The rest of Somers’ life was sad and brief. After the arrival of the relief ships from England, Somers decided that he should return to Bermuda to gather more food, so he sailed back, only to become ill on the way. Shortly after he arrived, he died on the island in November 1610 at the age of 56. Some historians suggest that he died from the sheer exhaustion and stress of all that he had suffered through in that prior sixteen months. He left behind a life story that was already impressive before he ever sailed to Virginia. He was a naval hero in the Anglo-Spanish War; he sailed with Sir Walter Raleigh on the famous “El Dorado Expedition” to South America in 1595; he was knighted by King James I in 1603; and be became a Member of Parliament in 1604. For someone who did not come from a noble family, his many accomplishments bespeak a man of extraordinary talent, drive, and self-sacrifice.

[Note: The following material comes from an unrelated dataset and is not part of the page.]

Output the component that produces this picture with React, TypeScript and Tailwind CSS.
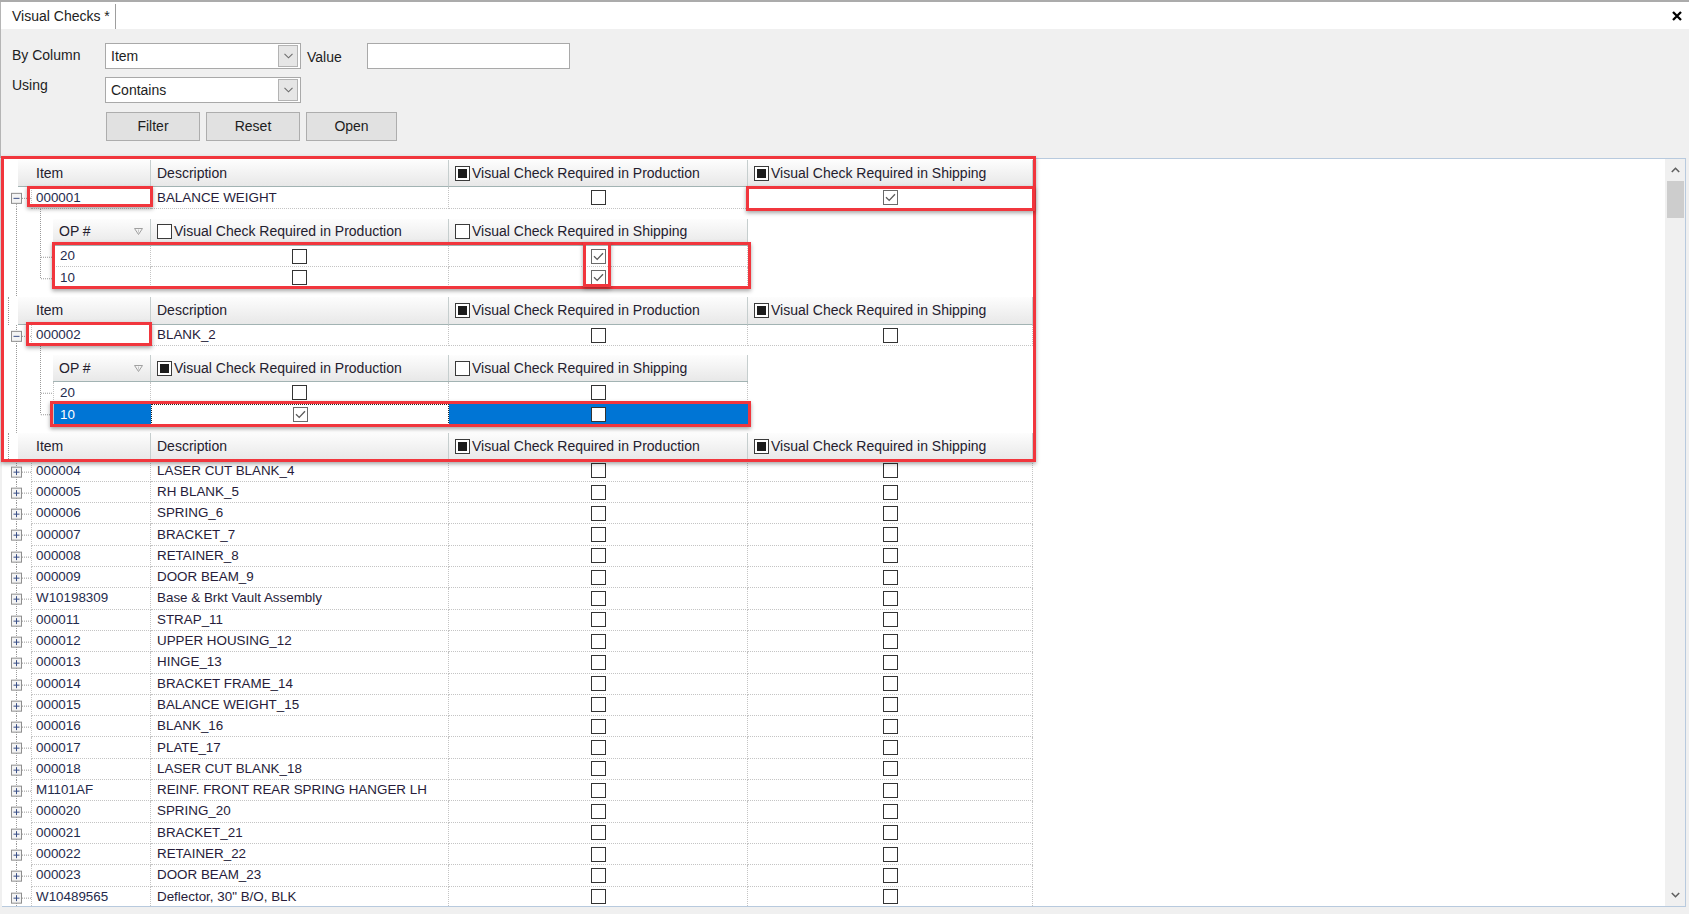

Somers was revered by his fellow crew and passengers on the Jamestown voyage, so much so that the islands which form today’s Bermuda were renamed the “Somers Isles.” The territory ultimately became a Crown Colony in 1684, fifty years after King James I had made Virginia a Crown Colony in 1624.
And so today we honor the memory of George Somers, a forgotten hero whose efforts helped establish the first permanent English settlement in North America.